Breaking down all the details of what is known about missing Malaysia Airlines flight MH370
As the international search for missing Malaysia Airlines Flight MH370 enters a sixth day, the mystery over the plane's whereabouts has deepened.
Malaysian officials have made conflicting statements about the investigation so far, indicating a state of confusion at the highest levels over where the plane might be and adding to the anguish of passengers' family members.
It's still unclear if the cause of the plane's sudden disappearance is due to a catastrophic incident that led to rapid disintegration, mechanical failure, pilot error or terrorism. Here is everything we know so far:
Plane goes missing
Beijing-bound Flight 370, with 239 people aboard, vanished about an hour after it took off early Saturday from Kuala Lumpur International Airport. It fell off civilian radar screens at 1:30 a.m. about 35,000 feet above the Gulf of Thailand between Malaysia and southern Vietnam.
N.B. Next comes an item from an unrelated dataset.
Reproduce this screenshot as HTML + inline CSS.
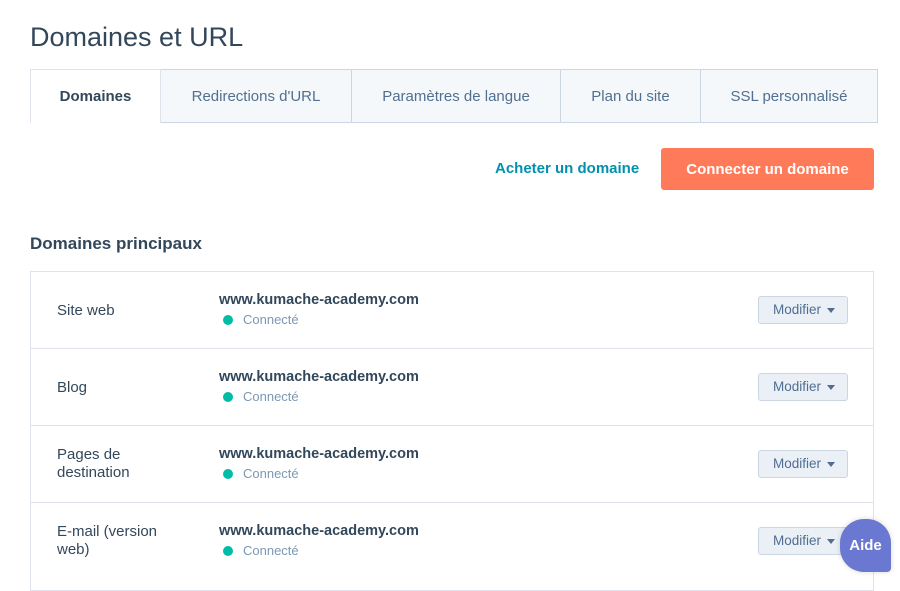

The last words radioed by the Boeing 777: "All right, good night." The flight's final transmission seems to indicate that all was normal shortly before the jet vanished. The words from someone in the cockpit were picked up by air traffic controllers early Saturday and provided to relatives of some of the passengers in Beijing on Wednesday.
Plane off course
On Wednesday, Malaysian's air force chief denied that he had suggested the missing Malaysian Airlines flight made it to the Strait of Malacca after turning away from its intended course. Gen. Rodzali Daud said in a statement the missing plane may have attempted to turn back before it vanished from radar, but there is no evidence it reached the strait.
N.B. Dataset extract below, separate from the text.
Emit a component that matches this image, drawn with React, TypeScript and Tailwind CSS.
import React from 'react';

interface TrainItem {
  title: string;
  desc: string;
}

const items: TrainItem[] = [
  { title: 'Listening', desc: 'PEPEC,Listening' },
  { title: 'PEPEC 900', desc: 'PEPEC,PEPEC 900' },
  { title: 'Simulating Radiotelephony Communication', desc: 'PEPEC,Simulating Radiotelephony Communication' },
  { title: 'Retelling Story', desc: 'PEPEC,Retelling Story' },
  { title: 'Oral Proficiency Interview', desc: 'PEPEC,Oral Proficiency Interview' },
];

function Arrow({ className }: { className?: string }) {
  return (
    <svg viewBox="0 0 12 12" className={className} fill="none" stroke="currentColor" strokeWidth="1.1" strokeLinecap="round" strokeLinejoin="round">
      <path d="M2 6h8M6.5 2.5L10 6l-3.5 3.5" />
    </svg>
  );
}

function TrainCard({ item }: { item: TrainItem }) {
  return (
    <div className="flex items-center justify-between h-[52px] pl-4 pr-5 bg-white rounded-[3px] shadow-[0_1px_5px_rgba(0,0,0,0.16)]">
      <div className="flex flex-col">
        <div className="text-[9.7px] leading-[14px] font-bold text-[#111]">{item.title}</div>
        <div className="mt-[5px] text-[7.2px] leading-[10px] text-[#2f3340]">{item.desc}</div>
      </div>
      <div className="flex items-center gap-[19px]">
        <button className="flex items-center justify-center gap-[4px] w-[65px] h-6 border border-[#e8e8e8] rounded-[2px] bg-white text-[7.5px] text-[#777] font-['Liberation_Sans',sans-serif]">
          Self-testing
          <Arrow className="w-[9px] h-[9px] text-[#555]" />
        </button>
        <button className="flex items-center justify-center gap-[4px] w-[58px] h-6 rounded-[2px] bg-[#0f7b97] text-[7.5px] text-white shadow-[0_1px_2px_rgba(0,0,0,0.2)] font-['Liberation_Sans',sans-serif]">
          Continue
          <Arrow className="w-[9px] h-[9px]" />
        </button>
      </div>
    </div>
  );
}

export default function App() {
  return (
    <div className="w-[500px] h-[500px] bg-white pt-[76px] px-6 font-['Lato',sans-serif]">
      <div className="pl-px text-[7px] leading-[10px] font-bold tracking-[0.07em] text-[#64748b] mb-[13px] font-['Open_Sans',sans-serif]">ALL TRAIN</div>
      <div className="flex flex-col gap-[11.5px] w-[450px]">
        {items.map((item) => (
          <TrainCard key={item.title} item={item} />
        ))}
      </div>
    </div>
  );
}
The search for the missing plane was expanded to 35,800 square miles of Southeast Asia ocean that now includes part of the Indian Ocean. Ships and aircraft from 12 countries are hunting for the plane. The operation includes the USS Pinckney, USS Kidd and USNS John Ericsson.
China posts images of possible plane debris
On Wednesday, the Chinese government published satellite images of what authorities suggested may be wreckage from the plane. The images, taken Sunday, show three fragments in the South China Sea between Malaysia and Vietnam, in an area near its intended flight path.
Stolen passports apparently not linked to terrorism
Malaysian and international police said two Iranians who boarded the flight with stolen passports had bought tickets to get to Europe, where they hoped to obtain asylum. Their presence on the flight had raised speculation of a possible terrorist link. Interpol Secretary-General Ronald Noble said neither man has a criminal record.
Malaysia Airlines has offered Chinese families of the missing a $5,000 "condolence" payment they say is not related to compensation. Some relatives have rejected the payment.